Now, the big or small question is still interesting, but that’s not what I’m concerned with today. Instead, look at how he phrases this – “Schumpeter… argued both sides of the case.” This idea often comes up, and people usually try to say that Schumpeter was being slippery by trying to have things both ways.

But here’s the thing – Schumpeter changed his mind because the facts changed. In 1909, big firms didn’t innovate at all. The largest firms were mostly extractive. Nearly all new ideas came from smaller firms. Corporate R&D was just starting at the time, in Edison’s workshop and in the labs of the chemical companies that were trying to make new dyes for clothes.

A lot changed between then and the 1940s, including the innovation process. By the middle of the century, invention and innovation both were dominated by large corporate R&D. That was the birth of the mass market, an economic environment built by and favouring large firms.

Schumpeter changed his mind because the facts changed.

Learning Something

Here’s a quote attributed to John Maynard Keynes:

When the facts change, I change my mind. What do you do, sir?
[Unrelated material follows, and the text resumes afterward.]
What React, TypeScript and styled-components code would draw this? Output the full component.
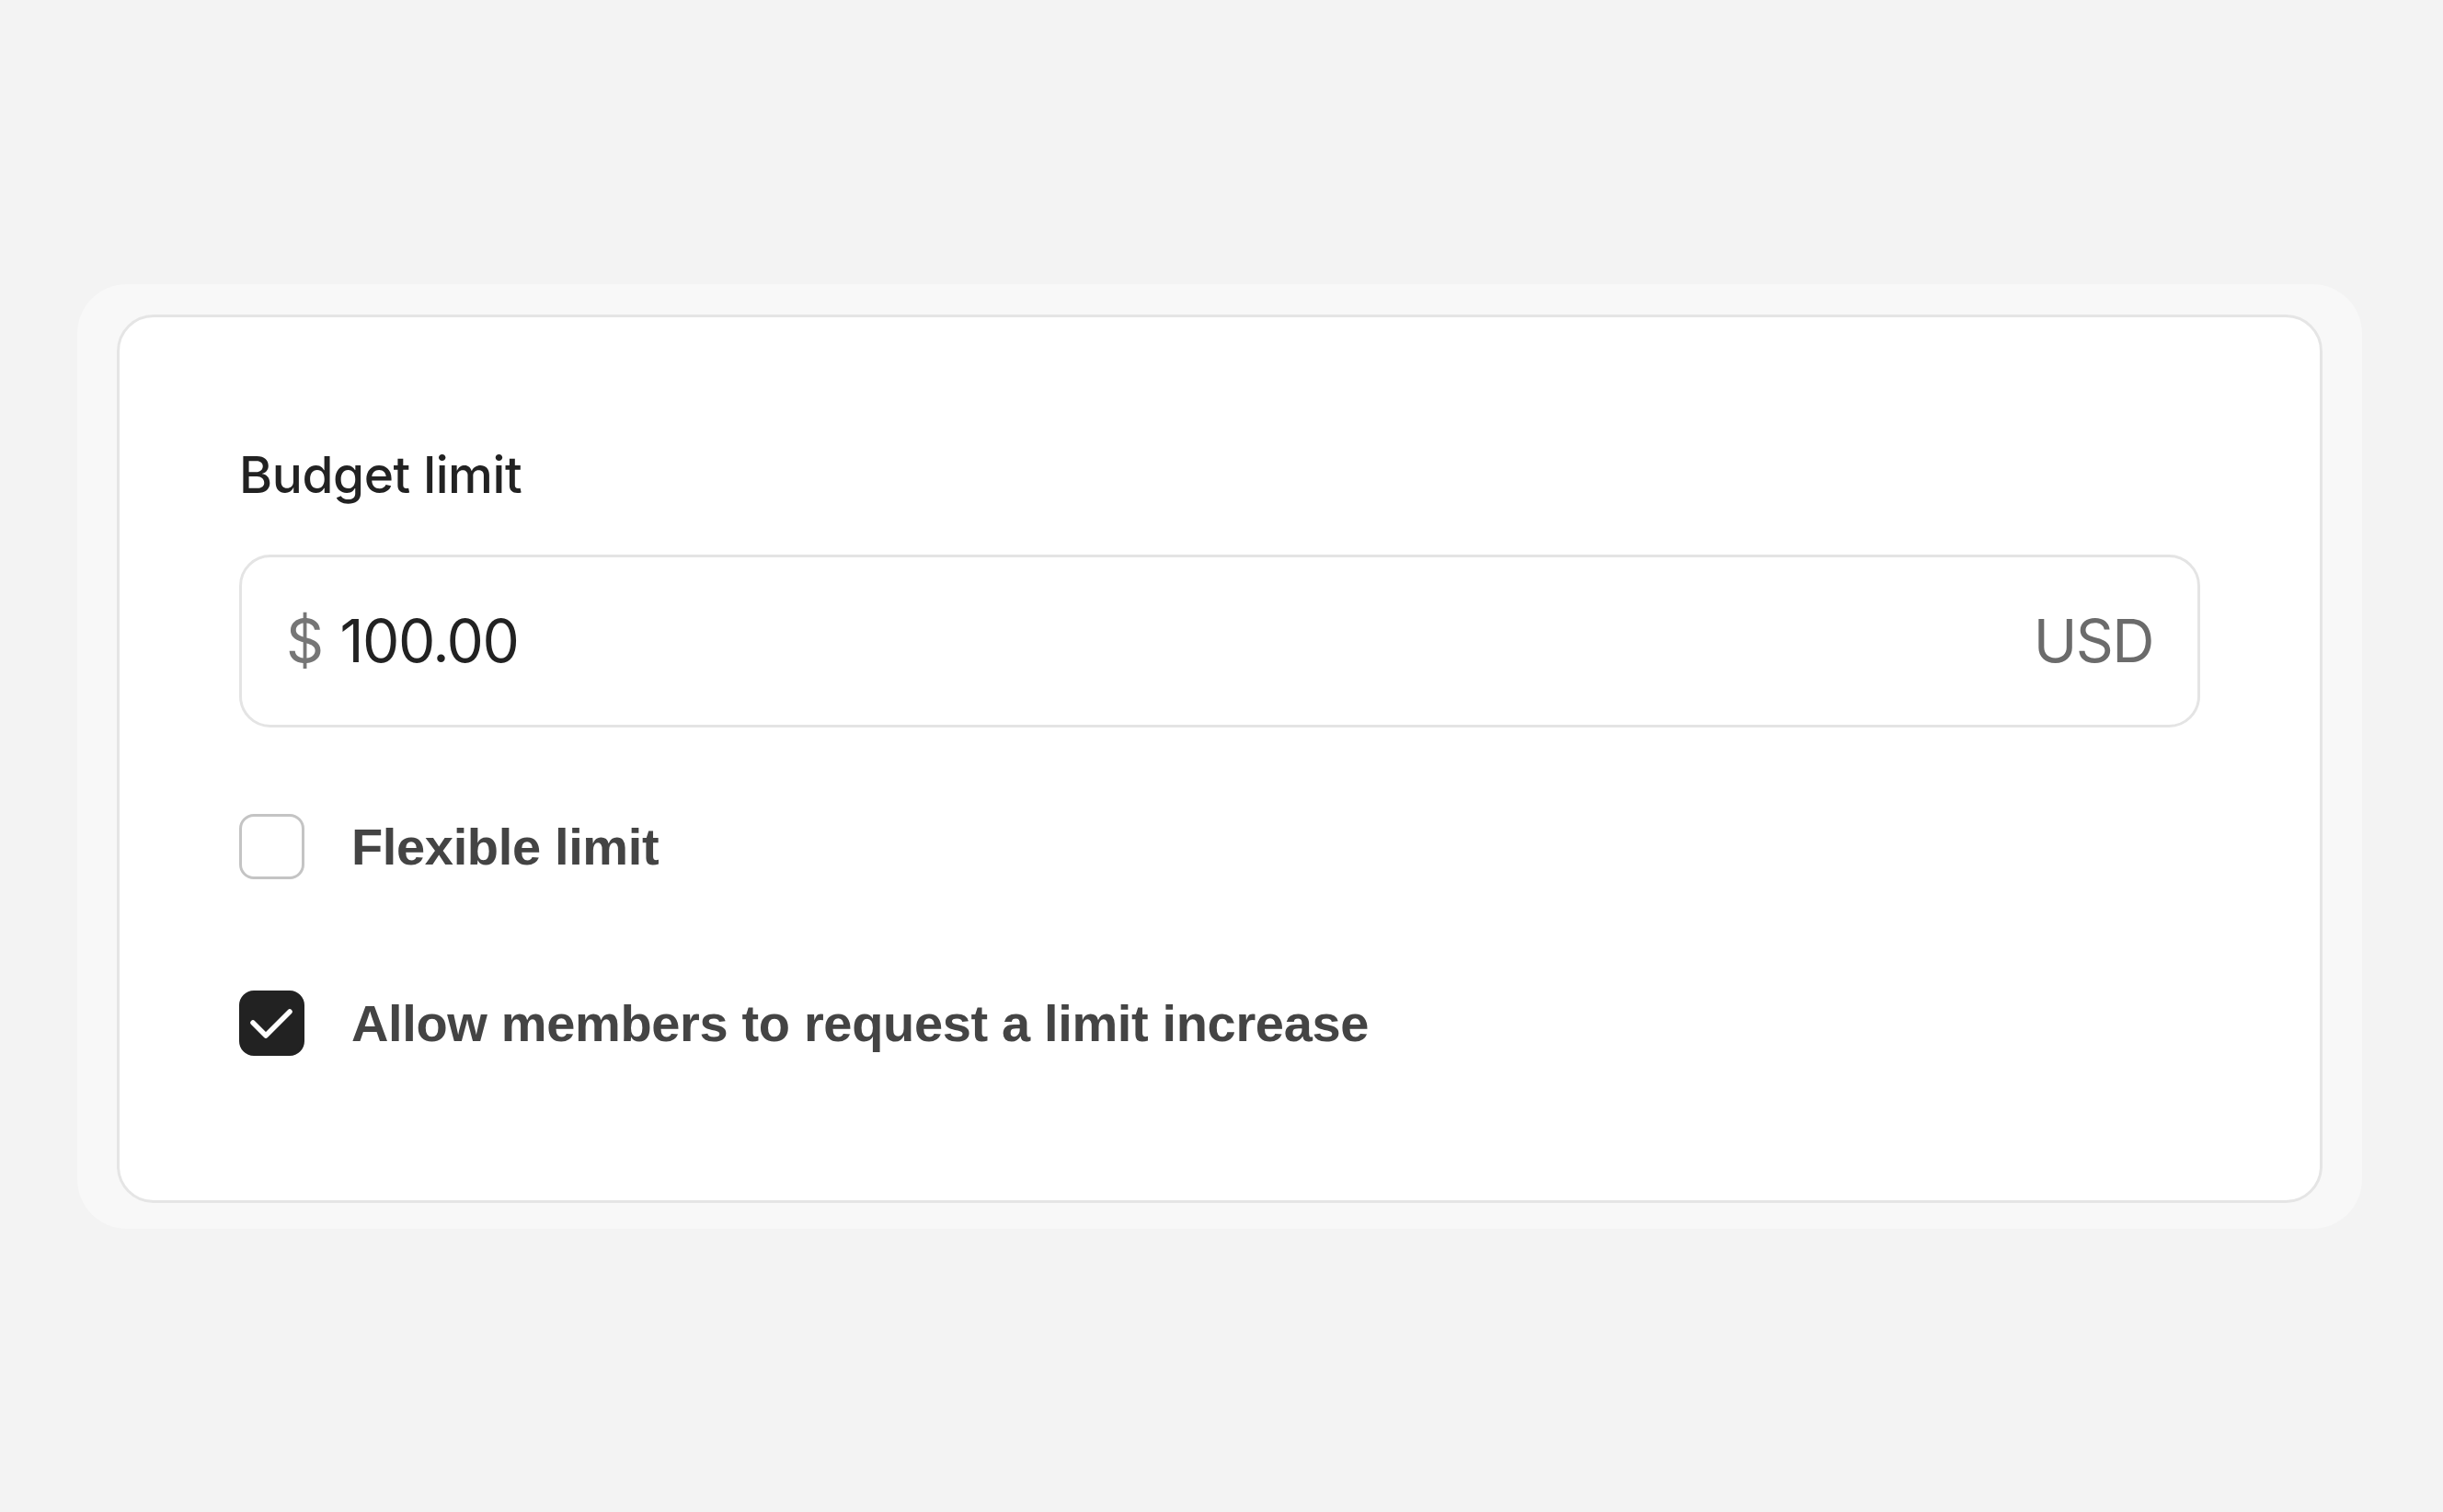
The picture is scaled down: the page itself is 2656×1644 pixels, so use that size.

One of the implications implicit in that quote is that Keynes was always right. Unfortunately, most of us aren’t as infallible as he was. So we have to learn by being wrong.

This is a crucial innovation skill. We have a hypothesis about how we can make the world a better place – we have a great idea. The only way to turn it into an innovation is to experiment.

Often, our initial assumptions are wrong. By experimenting, we figure out which ideas work, and which don’t – we learn. And by learning, we change our minds.

Dynamics Minds for Dynamic Times

We live in a dynamic world. More importantly, we are learning machines. Both of these facts mean that we should be changing our minds all of the time. Rather than being a sign of weakness, a changed mind is a sign of someone that knows something more than they used to.

We should be learning all the time. Changing your mind is a sign of learning. We shouldn’t avoid it, we should seek it out. As Edward de Bono says:

If you never change your mind, why have one?

Student and teacher of innovation - University of Queensland Business School - links to academic papers, twitter, and so on can be found here.

Please note: I reserve the right to delete comments that are offensive or off-topic.

9 thoughts on “Two Reasons Why You Must Change Your Mind

  1. Cute kitten!

    If you’ll forgive adding one more quote to an already inspiring collection, I’m reminded of Ghandi’s statement:

    “My commitment is to truth as I see it each day, not to consistency.”

    I think that true innovators are committed to seeking the truth.

    And, FWIW, having worked in R&D in small and large companies, I believe that large companies are, by definition, more extractive, and that applies to their own employees as much as their customers and those who represent “externalities”, deriving no benefit whatsoever from the companies’ practices.

    Nearly all of my friends who have started / worked for innovative small companies that were acquired by large companies do not stay longer than the first investment cliff for their stock options.

    So perhaps the nimbleness required for ongoing innovation is not only in being willing to change your mind, but also being willing to change your job (and/or employer).

  2. He’s turned out to be a great cat!

    The Ghandi quote is good, the other one that I wanted to look up but forgot was the one about a foolish consistency being the hobgoblin of…. something that’s fairly insulting, but I can’t remember what.

    I agree with you about large companies and extractiveness. But they do have some advantages as well in terms of resources and built-in customers.

    But I’m definitely with you on the nimbleness in changing your job. “Quit your job” is kind of difficult advice to give people (especially these days), but I do think that more flexibility here would be useful.

    As ever, thanks for the insightful comments Joe!

  3. We put Tim. We celebrate learning but inherent in that process is confronting false starts, mistakes, and failures. While we want to minimize the latter, fort many good reasons, they are nevertheless essential to progress & learning.

    Articulating a new understanding is hardly flip flopping. It is deepening awareness..

    Happy holidays !!

  4. Thanks Phil! The more I think about it, the more convinced I am that we need to pay more attention to encouraging false startes, mistakes and failures. Now I just have to figure out how to incorporate that idea into my teaching…

    I hope that you and Maryann have happy holidays too!